Zahlreiche Menschenrechtsverteidiger, die aus ihrem Wesen heraus ihr Recht in Anspruch genommen haben beispielsweise das Recht aus Meinung- und Organisationsfreiheit zu verteidigen, sitzen in Folge ungerechtfertigter Anklagen und der Haftbefehle, die im Rahmen solcher Verfahren erlassen wurden, in den Gefängnissen und sind nicht in der Lage sich gegen den Corona-Virus zu schützen. Während viele ihrer Grundrechte bereits verletzt wurden, ist in Folge der Pandemie nunmehr auch ihr Recht auf Leben gefährdet. Dass es Häftlinge gibt, die in Folge des Korona-Virus ihr Leben verloren haben, unterstreicht diese Gefahr und verstärkt die Befürchtung, dass die Prozesse, bei denen die Betroffenen weiterhin inhaftiert sind, zu Menschenrechtsverletzungen führen werden, deren Wiedergutmachung unmöglich ist. Und das, obwohl die Verfassung und internationale Abkommen den Staat dazu verpflichten, das Recht auf Leben und Gesundheit zu schützen.
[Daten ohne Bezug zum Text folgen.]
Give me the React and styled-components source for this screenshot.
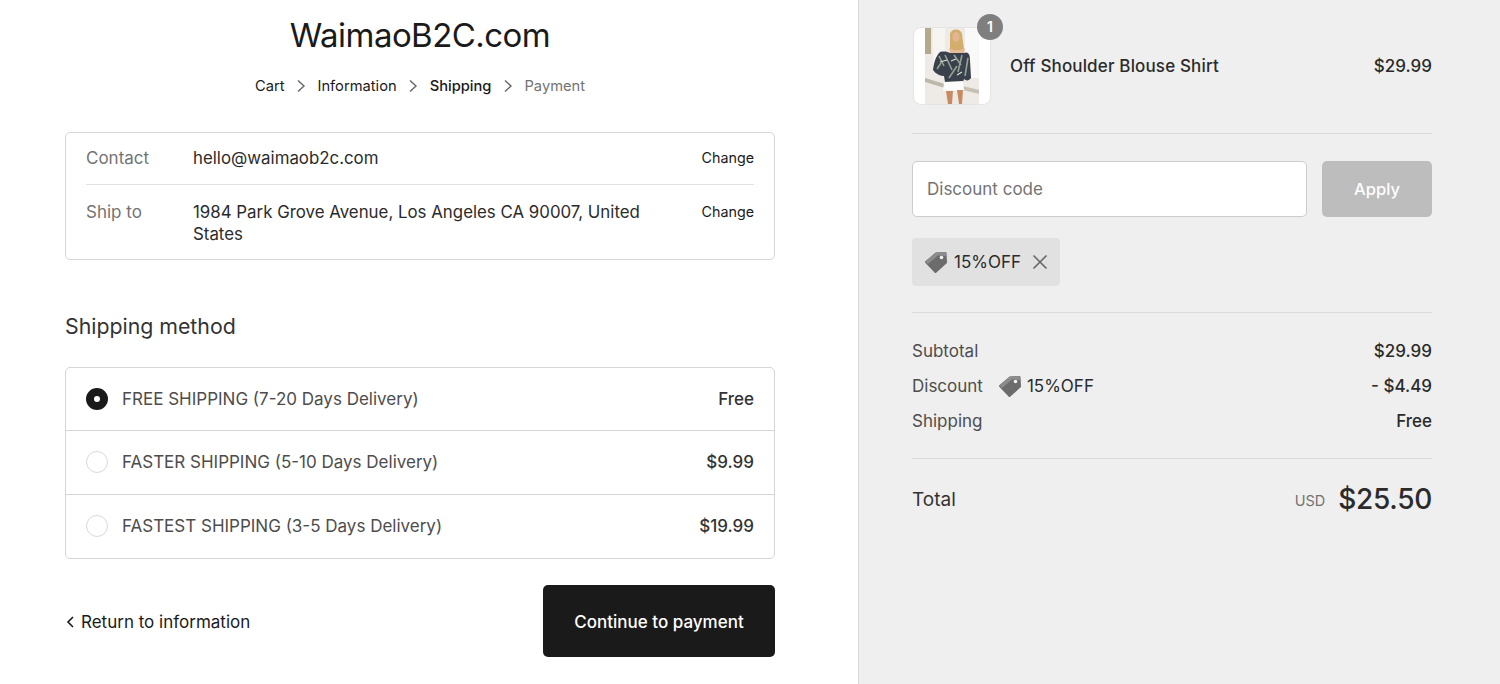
import React from 'react';
import styled, { createGlobalStyle } from 'styled-components';

const GlobalStyle = createGlobalStyle`
    html, body {
        margin: 0;
        padding: 0;
        background: #fff;
    }
    body {
        font-family: Inter, "Liberation Sans", sans-serif;
        color: #1a1a1a;
    }
    * { box-sizing: border-box; }
`;

const shippingMethods = [
    { name: 'FREE SHIPPING (7-20 Days Delivery)', price: 'Free', checked: true },
    { name: 'FASTER SHIPPING (5-10 Days Delivery)', price: '$9.99' },
    { name: 'FASTEST SHIPPING (3-5 Days Delivery)', price: '$19.99' },
];

const Chevron = () => (
    <svg width="10" height="14" viewBox="0 0 10 14" fill="none" stroke="#666" strokeWidth="1.4">
        <path d="M2 1.5 L8 7 L2 12.5" />
    </svg>
);

const TagIcon = () => (
    <svg width="24" height="24" viewBox="0 0 24 24">
        <path d="M2 12 L12 3.5 L21.5 3 L22 12.5 L11.5 22 Z" fill="#6c6c6c" stroke="#6c6c6c" strokeWidth="2" strokeLinejoin="round" />
        <path d="M1.5 11.5 L12 2.5 L21.5 2 L22.5 6 L14 5.5 L4 14 Z" fill="#8c8c8c" />
        <circle cx="17.5" cy="7.5" r="1.8" fill="#f1f1f1" />
    </svg>
);

const ProductPhoto = () => (
    <svg width="54" height="76" viewBox="0 0 54 76">
        <rect width="54" height="76" fill="#eeeae6" />
        <rect x="0" y="0" width="6" height="26" fill="#b3a98c" />
        <rect x="8" y="0" width="12" height="40" fill="#f6f5f2" />
        <rect x="40" y="0" width="14" height="50" fill="#f9f9f8" />
        <path d="M0 50 L20 56 L20 60 L0 54 Z" fill="#bdb8aa" />
        <path d="M38 58 L54 62 L54 66 L38 62 Z" fill="#c6c1b4" />
        <path d="M25 6 C26 0 36 0 37 6 L39 22 L32 26 L25 22 Z" fill="#d3ad6c" />
        <ellipse cx="31" cy="9" rx="3.6" ry="5" fill="#e3b690" />
        <path d="M24 20 C28 23 34 23 40 20 L39 25 L25 25 Z" fill="#e6bb98" />
        <path d="M15 24 C20 23 23 24 25 25 L39 25 C43 23 45 26 45 32 L46 50 C44 53 41 53 39 51 L38 54 L20 54 L19 48 C15 48 11 46 8 42 C9 34 11 28 15 24 Z" fill="#3a414c" />
        <path d="M14 28 L19 38 M20 27 L27 42 M29 27 L36 37 M37 27 L33 44 M43 30 L40 48 M24 50 L32 38 M12 41 L16 35" stroke="#93a293" strokeWidth="1.6" fill="none" />
        <path d="M15 34 L22 32 M32 47 L37 44 M26 33 L31 31" stroke="#dfe3da" strokeWidth="1.2" fill="none" />
        <path d="M19 54 L38 53 L39 62 L18 63 Z" fill="#fcfcfc" />
        <path d="M21 63 L28 63 L27 76 L23 76 Z M32 62 L38 62 L37 76 L34 76 Z" fill="#c98a62" />
    </svg>
);

const App = () => {
    return (
        <Page>
            <GlobalStyle />
            <Main>
                <Title>WaimaoB2C.com</Title>
                <Breadcrumb>
                    <Crumb>Cart</Crumb>
                    <Chevron />
                    <Crumb>Information</Crumb>
                    <Chevron />
                    <Crumb $active>Shipping</Crumb>
                    <Chevron />
                    <Crumb $muted>Payment</Crumb>
                </Breadcrumb>

                <ReviewBox>
                    <ReviewRow>
                        <ReviewLabel>Contact</ReviewLabel>
                        <ReviewValue>hello@waimaob2c.com</ReviewValue>
                        <ChangeLink>Change</ChangeLink>
                    </ReviewRow>
                    <ReviewRow $last>
                        <ReviewLabel>Ship to</ReviewLabel>
                        <ReviewValue>1984 Park Grove Avenue, Los Angeles CA 90007, United States</ReviewValue>
                        <ChangeLink>Change</ChangeLink>
                    </ReviewRow>
                </ReviewBox>

                <SectionTitle>Shipping method</SectionTitle>
                <MethodBox>
                    {shippingMethods.map((method) => (
                        <MethodRow key={method.name}>
                            <Radio $checked={method.checked} />
                            <MethodName>{method.name}</MethodName>
                            <MethodPrice>{method.price}</MethodPrice>
                        </MethodRow>
                    ))}
                </MethodBox>

                <Actions>
                    <BackLink>
                        <svg width="10" height="14" viewBox="0 0 10 14" fill="none" stroke="#1a1a1a" strokeWidth="1.6">
                            <path d="M8 2 L3 7 L8 12" />
                        </svg>
                        Return to information
                    </BackLink>
                    <ContinueButton>Continue to payment</ContinueButton>
                </Actions>
            </Main>

            <Aside>
                <ProductRow>
                    <Thumb>
                        <ProductPhoto />
                        <Badge>1</Badge>
                    </Thumb>
                    <ProductName>Off Shoulder Blouse Shirt</ProductName>
                    <ProductPrice>$29.99</ProductPrice>
                </ProductRow>

                <DiscountSection>
                    <DiscountForm>
                        <DiscountInput placeholder="Discount code" />
                        <ApplyButton>Apply</ApplyButton>
                    </DiscountForm>
                    <CouponTag>
                        <TagIcon />
                        <span>15%OFF</span>
                        <svg width="16" height="16" viewBox="0 0 16 16" stroke="#666" strokeWidth="1.6">
                            <path d="M1.5 1.5 L14.5 14.5 M14.5 1.5 L1.5 14.5" />
                        </svg>
                    </CouponTag>
                </DiscountSection>

                <Summary>
                    <SummaryRow>
                        <SummaryLabel>Subtotal</SummaryLabel>
                        <SummaryValue>$29.99</SummaryValue>
                    </SummaryRow>
                    <SummaryRow>
                        <SummaryLabel>
                            Discount
                            <SummaryCoupon>
                                <TagIcon />
                                15%OFF
                            </SummaryCoupon>
                        </SummaryLabel>
                        <SummaryValue>- $4.49</SummaryValue>
                    </SummaryRow>
                    <SummaryRow>
                        <SummaryLabel>Shipping</SummaryLabel>
                        <SummaryValue>Free</SummaryValue>
                    </SummaryRow>
                </Summary>

                <TotalRow>
                    <TotalLabel>Total</TotalLabel>
                    <TotalAmount>
                        <Currency>USD</Currency>
                        <TotalValue>$25.50</TotalValue>
                    </TotalAmount>
                </TotalRow>
            </Aside>
        </Page>
    );
};

const Page = styled.div`
    display: flex;
    width: 100%;
    height: 684px;
    overflow: hidden;
`;
const Main = styled.main`
    width: 859px;
    padding: 14px 83px 0 65px;
    background: #fff;
    border-right: 1px solid #d9d9d9;
`;
const Title = styled.h1`
    margin: 0;
    font-size: 33px;
    line-height: 42px;
    font-weight: 400;
    letter-spacing: -0.55px;
    text-align: center;
    color: #1a1a1a;
`;
const Breadcrumb = styled.nav`
    display: flex;
    justify-content: center;
    align-items: center;
    gap: 11.5px;
    height: 20px;
    margin-top: 20px;
`;
const Crumb = styled.span`
    font-size: 14.7px;
    font-weight: ${({ $active }) => ($active ? 500 : 400)};
    color: ${({ $muted }) => ($muted ? '#737373' : '#1a1a1a')};
`;
const ReviewBox = styled.section`
    margin-top: 36px;
    padding: 0 20px;
    border: 1px solid #d6d6d6;
    border-radius: 5px;
`;
const ReviewRow = styled.div`
    display: flex;
    align-items: flex-start;
    padding: ${({ $last }) => ($last ? '16px 0 14px' : '14px 0 15px')};
    border-bottom: ${({ $last }) => ($last ? 'none' : '1px solid #e2e2e2')};
`;
const ReviewLabel = styled.div`
    width: 107px;
    flex-shrink: 0;
    font-size: 17px;
    line-height: 22px;
    color: #737373;
`;
const ReviewValue = styled.div`
    flex: 1;
    font-size: 16.85px;
    line-height: 22px;
    color: #2b2b2b;
    padding-right: 40px;
`;
const ChangeLink = styled.a`
    font-size: 14.3px;
    line-height: 22px;
    color: #1a1a1a;
`;
const SectionTitle = styled.h2`
    margin: 51px 0 26px;
    font-size: 21.3px;
    line-height: 30px;
    font-weight: 400;
    color: #333;
`;
const MethodBox = styled.section`
    border: 1px solid #d6d6d6;
    border-radius: 5px;
`;
const MethodRow = styled.label`
    display: flex;
    align-items: center;
    height: 63.3px;
    padding: 0 20px;
    border-bottom: 1px solid #d6d6d6;
    &:last-child { border-bottom: none; }
`;
const Radio = styled.span`
    width: 22px;
    height: 22px;
    margin-right: 14px;
    flex-shrink: 0;
    border-radius: 50%;
    border: ${({ $checked }) => ($checked ? '8.5px solid #1a1a1a' : '1px solid #d9d9d9')};
    background: #fff;
`;
const MethodName = styled.span`
    flex: 1;
    font-size: 17px;
    color: #4d4d4d;
`;
const MethodPrice = styled.span`
    font-size: 17px;
    font-weight: 500;
    color: #333;
`;
const Actions = styled.div`
    display: flex;
    justify-content: space-between;
    align-items: center;
    margin-top: 26px;
`;
const BackLink = styled.a`
    display: flex;
    align-items: center;
    gap: 6px;
    padding-top: 2px;
    font-size: 17px;
    color: #1a1a1a;
`;
const ContinueButton = styled.button`
    width: 232px;
    height: 72px;
    padding-top: 3px;
    border: none;
    border-radius: 5px;
    background: #1a1a1a;
    color: #fff;
    font-family: inherit;
    font-size: 17px;
    font-weight: 500;
`;
const Aside = styled.aside`
    flex: 1;
    padding: 27px 68px 0 53px;
    background: #efefef;
`;
const ProductRow = styled.div`
    display: flex;
    align-items: center;
    height: 107px;
    padding-bottom: 29px;
    border-bottom: 1px solid #dcdcdc;
`;
const Thumb = styled.div`
    position: relative;
    display: flex;
    justify-content: center;
    align-items: center;
    width: 78px;
    height: 78px;
    margin: 0 19px 0 1px;
    background: #fff;
    border: 1px solid #e4e4e4;
    border-radius: 8px;
`;
const Badge = styled.span`
    position: absolute;
    top: -14px;
    right: -13px;
    display: flex;
    justify-content: center;
    align-items: center;
    width: 26px;
    height: 26px;
    border-radius: 50%;
    background: #7f7f7f;
    color: #fff;
    font-size: 14px;
    font-weight: 600;
`;
const ProductName = styled.span`
    flex: 1;
    font-size: 17px;
    font-weight: 500;
    letter-spacing: 0.15px;
    color: #2b2b2b;
`;
const ProductPrice = styled.span`
    font-size: 17px;
    font-weight: 500;
    color: #2b2b2b;
`;
const DiscountSection = styled.section`
    padding: 27px 0 26px;
    border-bottom: 1px solid #dcdcdc;
`;
const DiscountForm = styled.div`
    display: flex;
    gap: 15px;
`;
const DiscountInput = styled.input`
    flex: 1;
    min-width: 0;
    height: 56px;
    padding: 0 14px;
    background: #fff;
    border: 1px solid #cccccc;
    border-radius: 5px;
    font-family: inherit;
    font-size: 17px;
    &::placeholder { color: #737373; opacity: 1; }
`;
const ApplyButton = styled.button`
    width: 110px;
    height: 56px;
    border: none;
    border-radius: 5px;
    background: #bdbdbd;
    color: #fff;
    font-family: inherit;
    font-size: 16.5px;
    font-weight: 500;
`;
const CouponTag = styled.div`
    display: inline-flex;
    align-items: center;
    gap: 6px;
    height: 48px;
    margin-top: 21px;
    padding: 0 12px;
    border-radius: 4px;
    background: #e1e1e1;
    font-size: 17px;
    color: #2b2b2b;
    vertical-align: top;
    svg:last-child { margin-left: 5px; }
`;
const Summary = styled.section`
    padding: 20px 0 20px;
    border-bottom: 1px solid #dcdcdc;
`;
const SummaryRow = styled.div`
    display: flex;
    justify-content: space-between;
    align-items: center;
    height: 35px;
`;
const SummaryLabel = styled.span`
    display: flex;
    align-items: center;
    font-size: 17px;
    color: #4d4d4d;
`;
const SummaryCoupon = styled.span`
    display: flex;
    align-items: center;
    gap: 5px;
    margin-left: 15px;
    color: #2b2b2b;
`;
const SummaryValue = styled.span`
    font-size: 17px;
    font-weight: 500;
    color: #2b2b2b;
`;
const TotalRow = styled.div`
    display: flex;
    justify-content: space-between;
    align-items: center;
    margin-top: 20px;
    height: 40px;
`;
const TotalLabel = styled.span`
    font-size: 19px;
    color: #333;
`;
const TotalAmount = styled.span`
    display: flex;
    align-items: center;
    gap: 13px;
`;
const Currency = styled.span`
    font-size: 14.5px;
    color: #737373;
    margin-top: 3px;
`;
const TotalValue = styled.span`
    font-size: 28px;
    font-weight: 500;
    color: #2b2b2b;
    letter-spacing: -0.3px;
`;

export default App;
Der Europäische Gerichtshof für Menschenrechte entschied am 10. Dezember 2019, dass die Rechte von Osman Kavala, der seit November 2017 in Untersuchungshaft sitzt, auf Freiheit und Sicherheit verletzten worden seien und urteilte, dass er freigelassen werden müsse. Nachdem er am 18. Februar 2020 freigesprochen und seine Freilassung angeordnet worden ist, wurde Kavala erneut festgenommen und inhaftiert, am 9. März 2020 wurde ein erneuter Haftbefehl erlassen, so dass innerhalb dieser 900 Tage, an denen er nicht einen einzigen Tag frei war, drei Haftbefehle gegen ihn erlassen wurden. Es gibt gegen Kavala keinen Strafbeschluss und im Hinblick auf seine letzte Inhaftierung gibt es noch nicht einmal eine Anklageschrift. So werden er und viele andere Menschrechtsverteidiger unter Missachtung der Unschuldsvermutung in den Gefängnissen festgehalten.
Die Inhaftierung von Personen, die in der Strafprozessordnung als „Schutzmaßnahme“ im Ausnahmefall vorgesehen ist, gefährdet unter den Bedingungen der gegebenen Pandemie das Leben der Menschenrechtsverteidiger. Unter diesen Bedingungen ist es notwendig, jene juristischen Mechanismen in Gang zu setzen, die zur Freilassung der verurteilten Menschenrechtsverteidiger führen. Die Gerichte, die im Rahmen der Ermittlungs- und Verfolgungsmaßnahmen die Inhaftierung als „vorsorgliche Maßnahme“ praktizieren, müssen vor allem im Hinblick darauf Leben zu schützen, die Freilassung der Betroffenen anordnen und somit dieses Recht sichern.
Für Osman Kavala, der auf Grund seines Alters zur Risikogruppe gehört und auf Grund völlig unhaltbarer Vorwürfe im Gefängnis einsitzt, fordern wir am 900. Tag seiner Haft, dass er und die anderen Menschrechtsverteidiger umgehend frei gelassen werden, ohne dass ihr Recht auf Leben verletzt wird.